#### Requirement
Print, word for word, the opening line of the data below and every line after it through the line that contains "w-[1346px] h-[515px] overflow-hidden", but not the pictures.

* Start *

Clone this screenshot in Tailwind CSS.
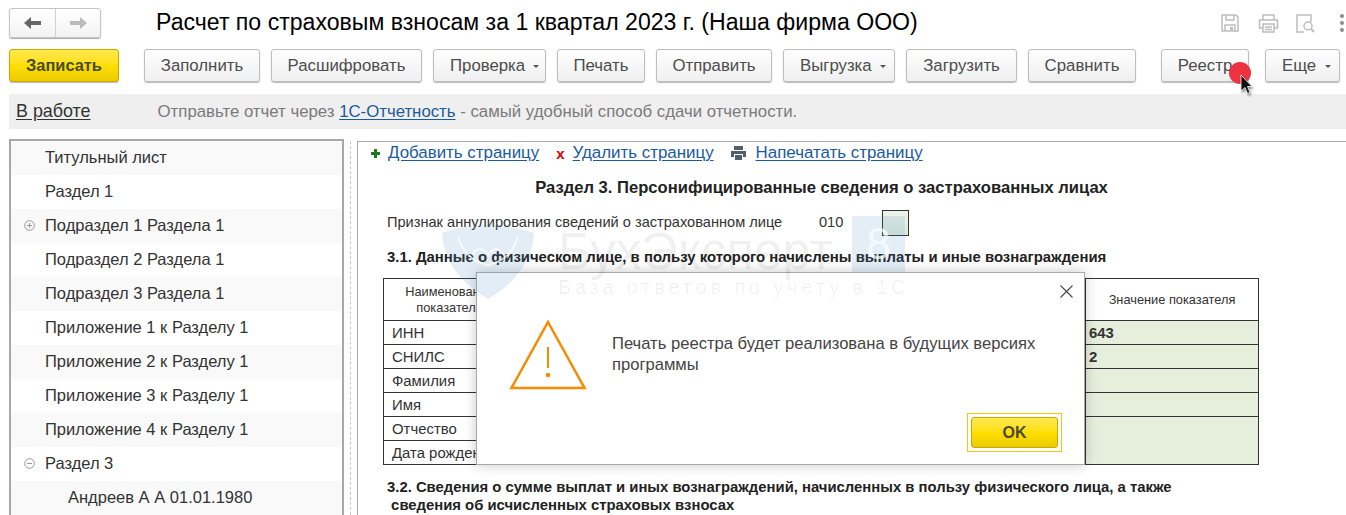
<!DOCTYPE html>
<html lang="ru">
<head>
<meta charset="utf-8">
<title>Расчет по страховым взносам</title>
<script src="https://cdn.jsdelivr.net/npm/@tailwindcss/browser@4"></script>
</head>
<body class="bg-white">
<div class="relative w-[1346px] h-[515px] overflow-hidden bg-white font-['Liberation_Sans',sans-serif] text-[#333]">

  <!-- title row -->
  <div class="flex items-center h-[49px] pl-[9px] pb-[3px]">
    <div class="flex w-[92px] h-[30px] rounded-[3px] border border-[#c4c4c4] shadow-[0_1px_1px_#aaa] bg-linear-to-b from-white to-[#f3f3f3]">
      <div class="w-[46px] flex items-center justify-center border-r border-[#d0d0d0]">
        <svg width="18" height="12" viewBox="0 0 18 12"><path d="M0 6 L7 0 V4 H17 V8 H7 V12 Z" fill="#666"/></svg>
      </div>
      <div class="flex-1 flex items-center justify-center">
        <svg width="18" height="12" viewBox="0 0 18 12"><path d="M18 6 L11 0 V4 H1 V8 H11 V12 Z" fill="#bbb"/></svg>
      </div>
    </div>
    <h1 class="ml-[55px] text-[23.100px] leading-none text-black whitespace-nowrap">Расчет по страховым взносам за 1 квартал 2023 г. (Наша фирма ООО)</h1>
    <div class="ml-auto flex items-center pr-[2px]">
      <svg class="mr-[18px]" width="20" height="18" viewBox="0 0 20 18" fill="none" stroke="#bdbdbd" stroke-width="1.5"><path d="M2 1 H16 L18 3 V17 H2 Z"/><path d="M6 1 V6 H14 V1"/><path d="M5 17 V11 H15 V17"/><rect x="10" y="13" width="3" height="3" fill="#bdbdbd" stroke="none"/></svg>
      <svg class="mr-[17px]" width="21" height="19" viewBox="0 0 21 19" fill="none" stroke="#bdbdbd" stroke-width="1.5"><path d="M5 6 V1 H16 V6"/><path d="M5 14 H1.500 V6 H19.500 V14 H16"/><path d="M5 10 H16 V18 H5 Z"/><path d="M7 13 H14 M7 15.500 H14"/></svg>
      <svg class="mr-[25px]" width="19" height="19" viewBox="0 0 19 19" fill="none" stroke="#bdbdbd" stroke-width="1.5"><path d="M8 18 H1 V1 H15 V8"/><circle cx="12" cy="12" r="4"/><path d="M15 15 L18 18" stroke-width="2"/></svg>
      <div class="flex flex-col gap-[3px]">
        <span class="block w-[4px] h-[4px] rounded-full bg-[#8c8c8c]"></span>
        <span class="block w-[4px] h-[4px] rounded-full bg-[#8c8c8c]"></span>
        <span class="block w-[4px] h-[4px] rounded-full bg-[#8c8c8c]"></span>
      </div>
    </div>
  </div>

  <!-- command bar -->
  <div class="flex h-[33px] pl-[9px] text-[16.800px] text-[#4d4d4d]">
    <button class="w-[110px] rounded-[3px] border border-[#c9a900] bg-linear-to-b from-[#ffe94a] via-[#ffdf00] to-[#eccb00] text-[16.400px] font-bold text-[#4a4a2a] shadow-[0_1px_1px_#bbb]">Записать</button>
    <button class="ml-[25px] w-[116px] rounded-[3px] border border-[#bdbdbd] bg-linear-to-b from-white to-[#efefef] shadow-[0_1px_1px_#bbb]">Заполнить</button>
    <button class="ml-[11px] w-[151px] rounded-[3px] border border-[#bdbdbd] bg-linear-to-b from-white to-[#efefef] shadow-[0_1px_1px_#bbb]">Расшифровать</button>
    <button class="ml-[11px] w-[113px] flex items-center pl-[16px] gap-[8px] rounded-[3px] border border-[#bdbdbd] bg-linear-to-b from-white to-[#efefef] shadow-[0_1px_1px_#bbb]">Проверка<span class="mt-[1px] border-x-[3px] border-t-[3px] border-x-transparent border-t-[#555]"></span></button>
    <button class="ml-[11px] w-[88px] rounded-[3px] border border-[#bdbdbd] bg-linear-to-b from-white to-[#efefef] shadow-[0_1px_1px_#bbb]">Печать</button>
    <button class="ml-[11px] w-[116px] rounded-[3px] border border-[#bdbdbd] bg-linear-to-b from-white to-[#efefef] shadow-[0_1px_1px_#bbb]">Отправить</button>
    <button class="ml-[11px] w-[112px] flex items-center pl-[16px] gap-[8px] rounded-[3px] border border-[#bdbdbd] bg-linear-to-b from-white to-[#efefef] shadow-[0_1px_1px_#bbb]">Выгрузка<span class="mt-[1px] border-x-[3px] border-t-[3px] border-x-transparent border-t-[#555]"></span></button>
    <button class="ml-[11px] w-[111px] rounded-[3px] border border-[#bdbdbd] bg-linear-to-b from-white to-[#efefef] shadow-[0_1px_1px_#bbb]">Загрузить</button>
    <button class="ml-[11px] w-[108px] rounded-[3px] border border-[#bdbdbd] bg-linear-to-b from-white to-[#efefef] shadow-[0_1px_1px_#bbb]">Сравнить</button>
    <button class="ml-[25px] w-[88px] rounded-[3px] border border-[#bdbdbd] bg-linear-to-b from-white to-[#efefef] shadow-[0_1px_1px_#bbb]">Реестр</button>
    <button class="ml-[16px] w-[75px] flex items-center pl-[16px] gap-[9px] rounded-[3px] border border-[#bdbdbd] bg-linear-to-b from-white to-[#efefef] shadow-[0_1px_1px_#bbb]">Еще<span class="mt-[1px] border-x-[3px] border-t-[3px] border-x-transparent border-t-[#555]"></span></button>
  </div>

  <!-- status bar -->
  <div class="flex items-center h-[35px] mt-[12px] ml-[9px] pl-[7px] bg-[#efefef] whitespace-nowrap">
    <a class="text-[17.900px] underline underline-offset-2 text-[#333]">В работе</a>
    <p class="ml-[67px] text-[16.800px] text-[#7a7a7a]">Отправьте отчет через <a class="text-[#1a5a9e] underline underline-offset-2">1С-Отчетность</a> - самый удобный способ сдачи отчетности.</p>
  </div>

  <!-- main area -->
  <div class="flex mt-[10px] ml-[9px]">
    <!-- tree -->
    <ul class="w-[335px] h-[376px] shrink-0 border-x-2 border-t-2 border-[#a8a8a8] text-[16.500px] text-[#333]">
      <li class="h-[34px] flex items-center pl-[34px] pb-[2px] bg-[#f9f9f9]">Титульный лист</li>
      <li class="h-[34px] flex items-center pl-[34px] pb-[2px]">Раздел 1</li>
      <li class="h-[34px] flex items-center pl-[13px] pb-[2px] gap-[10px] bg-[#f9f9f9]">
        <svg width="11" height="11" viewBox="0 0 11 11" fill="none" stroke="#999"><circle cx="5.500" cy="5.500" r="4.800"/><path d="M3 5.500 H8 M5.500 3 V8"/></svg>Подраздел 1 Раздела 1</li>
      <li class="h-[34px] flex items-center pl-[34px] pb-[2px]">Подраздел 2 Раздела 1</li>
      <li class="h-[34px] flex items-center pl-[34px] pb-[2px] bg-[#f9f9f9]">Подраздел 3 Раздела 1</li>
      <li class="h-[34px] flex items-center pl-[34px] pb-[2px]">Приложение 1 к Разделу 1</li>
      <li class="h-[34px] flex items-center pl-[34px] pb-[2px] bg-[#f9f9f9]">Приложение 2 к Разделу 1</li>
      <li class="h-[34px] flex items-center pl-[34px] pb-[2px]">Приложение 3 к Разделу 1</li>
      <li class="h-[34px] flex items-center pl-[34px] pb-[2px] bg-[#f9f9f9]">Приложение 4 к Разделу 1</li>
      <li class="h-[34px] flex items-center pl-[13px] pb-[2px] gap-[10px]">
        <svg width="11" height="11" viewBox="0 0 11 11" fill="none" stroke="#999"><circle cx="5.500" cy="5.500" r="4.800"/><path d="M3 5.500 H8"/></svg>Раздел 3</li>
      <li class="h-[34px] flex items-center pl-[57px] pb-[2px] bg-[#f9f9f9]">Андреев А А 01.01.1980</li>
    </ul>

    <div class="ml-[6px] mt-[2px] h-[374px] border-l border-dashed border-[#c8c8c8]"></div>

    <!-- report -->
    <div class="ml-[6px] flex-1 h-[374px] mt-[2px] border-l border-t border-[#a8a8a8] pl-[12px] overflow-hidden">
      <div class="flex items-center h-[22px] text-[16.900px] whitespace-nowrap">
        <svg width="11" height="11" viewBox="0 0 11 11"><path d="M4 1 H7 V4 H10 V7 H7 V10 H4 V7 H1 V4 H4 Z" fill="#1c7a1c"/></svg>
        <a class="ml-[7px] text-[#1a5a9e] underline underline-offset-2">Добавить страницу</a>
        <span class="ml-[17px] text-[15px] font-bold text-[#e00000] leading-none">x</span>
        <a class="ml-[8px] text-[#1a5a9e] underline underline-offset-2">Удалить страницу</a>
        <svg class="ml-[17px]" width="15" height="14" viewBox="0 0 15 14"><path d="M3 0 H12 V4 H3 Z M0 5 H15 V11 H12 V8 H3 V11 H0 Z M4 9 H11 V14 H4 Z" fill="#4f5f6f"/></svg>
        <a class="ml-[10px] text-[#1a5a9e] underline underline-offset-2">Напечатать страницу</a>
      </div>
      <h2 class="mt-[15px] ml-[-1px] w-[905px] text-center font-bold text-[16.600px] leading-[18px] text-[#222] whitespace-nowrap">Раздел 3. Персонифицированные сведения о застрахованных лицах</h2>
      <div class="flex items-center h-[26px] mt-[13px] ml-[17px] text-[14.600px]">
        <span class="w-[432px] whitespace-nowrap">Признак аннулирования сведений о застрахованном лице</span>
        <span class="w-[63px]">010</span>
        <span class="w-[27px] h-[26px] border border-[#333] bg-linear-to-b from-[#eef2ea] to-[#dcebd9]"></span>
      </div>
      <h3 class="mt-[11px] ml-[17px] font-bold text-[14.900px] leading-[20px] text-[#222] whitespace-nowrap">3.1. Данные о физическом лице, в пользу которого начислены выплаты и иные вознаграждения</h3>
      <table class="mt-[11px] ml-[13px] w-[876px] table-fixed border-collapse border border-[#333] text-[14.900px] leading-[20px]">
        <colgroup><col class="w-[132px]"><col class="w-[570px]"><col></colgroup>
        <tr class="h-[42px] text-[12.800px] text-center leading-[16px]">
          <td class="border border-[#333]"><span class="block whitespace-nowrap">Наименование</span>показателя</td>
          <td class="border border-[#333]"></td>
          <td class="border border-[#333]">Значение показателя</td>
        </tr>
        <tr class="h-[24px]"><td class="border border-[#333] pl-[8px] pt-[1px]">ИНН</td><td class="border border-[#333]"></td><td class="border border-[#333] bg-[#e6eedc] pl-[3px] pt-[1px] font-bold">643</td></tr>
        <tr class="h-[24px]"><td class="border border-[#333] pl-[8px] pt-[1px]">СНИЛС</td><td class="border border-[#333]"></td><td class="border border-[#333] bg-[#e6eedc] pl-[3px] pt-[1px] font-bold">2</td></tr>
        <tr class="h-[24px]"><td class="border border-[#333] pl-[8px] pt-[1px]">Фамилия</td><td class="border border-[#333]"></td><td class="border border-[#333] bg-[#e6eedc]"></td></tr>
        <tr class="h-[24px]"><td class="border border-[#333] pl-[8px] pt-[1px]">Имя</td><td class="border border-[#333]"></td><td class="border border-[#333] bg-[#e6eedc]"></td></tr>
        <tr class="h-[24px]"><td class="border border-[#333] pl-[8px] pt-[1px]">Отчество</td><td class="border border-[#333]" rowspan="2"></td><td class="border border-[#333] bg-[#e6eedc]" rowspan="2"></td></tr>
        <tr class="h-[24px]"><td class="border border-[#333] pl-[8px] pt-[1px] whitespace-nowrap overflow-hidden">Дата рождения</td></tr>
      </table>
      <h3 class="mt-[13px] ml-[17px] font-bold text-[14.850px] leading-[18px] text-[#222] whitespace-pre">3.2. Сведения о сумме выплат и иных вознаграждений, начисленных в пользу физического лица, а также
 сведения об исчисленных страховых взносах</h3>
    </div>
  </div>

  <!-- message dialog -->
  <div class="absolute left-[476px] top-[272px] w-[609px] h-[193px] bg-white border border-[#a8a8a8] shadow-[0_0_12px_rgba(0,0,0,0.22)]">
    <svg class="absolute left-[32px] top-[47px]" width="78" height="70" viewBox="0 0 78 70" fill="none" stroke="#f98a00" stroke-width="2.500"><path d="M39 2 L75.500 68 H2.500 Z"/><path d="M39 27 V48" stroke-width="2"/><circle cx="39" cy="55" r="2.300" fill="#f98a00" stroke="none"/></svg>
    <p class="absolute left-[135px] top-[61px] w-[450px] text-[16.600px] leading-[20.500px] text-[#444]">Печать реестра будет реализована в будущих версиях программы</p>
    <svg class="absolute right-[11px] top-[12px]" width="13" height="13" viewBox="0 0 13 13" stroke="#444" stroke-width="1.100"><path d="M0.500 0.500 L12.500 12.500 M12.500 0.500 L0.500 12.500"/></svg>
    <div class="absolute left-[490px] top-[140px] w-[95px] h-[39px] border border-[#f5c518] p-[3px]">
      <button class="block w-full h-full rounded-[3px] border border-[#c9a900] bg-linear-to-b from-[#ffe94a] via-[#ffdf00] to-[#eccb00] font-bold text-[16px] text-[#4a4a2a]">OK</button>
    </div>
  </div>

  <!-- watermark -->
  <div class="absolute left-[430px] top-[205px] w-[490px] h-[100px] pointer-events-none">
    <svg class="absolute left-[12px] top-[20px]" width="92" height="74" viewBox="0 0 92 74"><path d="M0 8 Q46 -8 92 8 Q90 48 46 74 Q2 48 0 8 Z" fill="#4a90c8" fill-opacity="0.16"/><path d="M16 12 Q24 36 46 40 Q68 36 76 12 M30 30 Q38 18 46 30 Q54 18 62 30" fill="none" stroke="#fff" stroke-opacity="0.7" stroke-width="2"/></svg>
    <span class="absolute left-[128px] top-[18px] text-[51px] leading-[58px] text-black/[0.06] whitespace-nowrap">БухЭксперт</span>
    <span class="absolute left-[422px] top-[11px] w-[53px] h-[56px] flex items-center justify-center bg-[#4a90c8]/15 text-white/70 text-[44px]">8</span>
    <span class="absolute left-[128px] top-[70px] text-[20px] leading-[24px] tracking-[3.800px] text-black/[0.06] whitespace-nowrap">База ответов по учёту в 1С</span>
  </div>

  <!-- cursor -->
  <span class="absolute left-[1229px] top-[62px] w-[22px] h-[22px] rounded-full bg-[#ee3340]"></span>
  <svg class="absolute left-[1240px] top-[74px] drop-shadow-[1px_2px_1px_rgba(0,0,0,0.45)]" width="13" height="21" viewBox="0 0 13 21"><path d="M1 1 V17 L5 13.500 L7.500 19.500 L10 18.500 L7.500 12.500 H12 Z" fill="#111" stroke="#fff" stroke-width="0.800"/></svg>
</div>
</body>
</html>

* End *

#### Written reply
Clone this screenshot in Tailwind CSS.
<!DOCTYPE html>
<html lang="ru">
<head>
<meta charset="utf-8">
<title>Расчет по страховым взносам</title>
<script src="https://cdn.jsdelivr.net/npm/@tailwindcss/browser@4"></script>
</head>
<body class="bg-white">
<div class="relative w-[1346px] h-[515px] overflow-hidden bg-white font-['Liberation_Sans',sans-serif] text-[#333]">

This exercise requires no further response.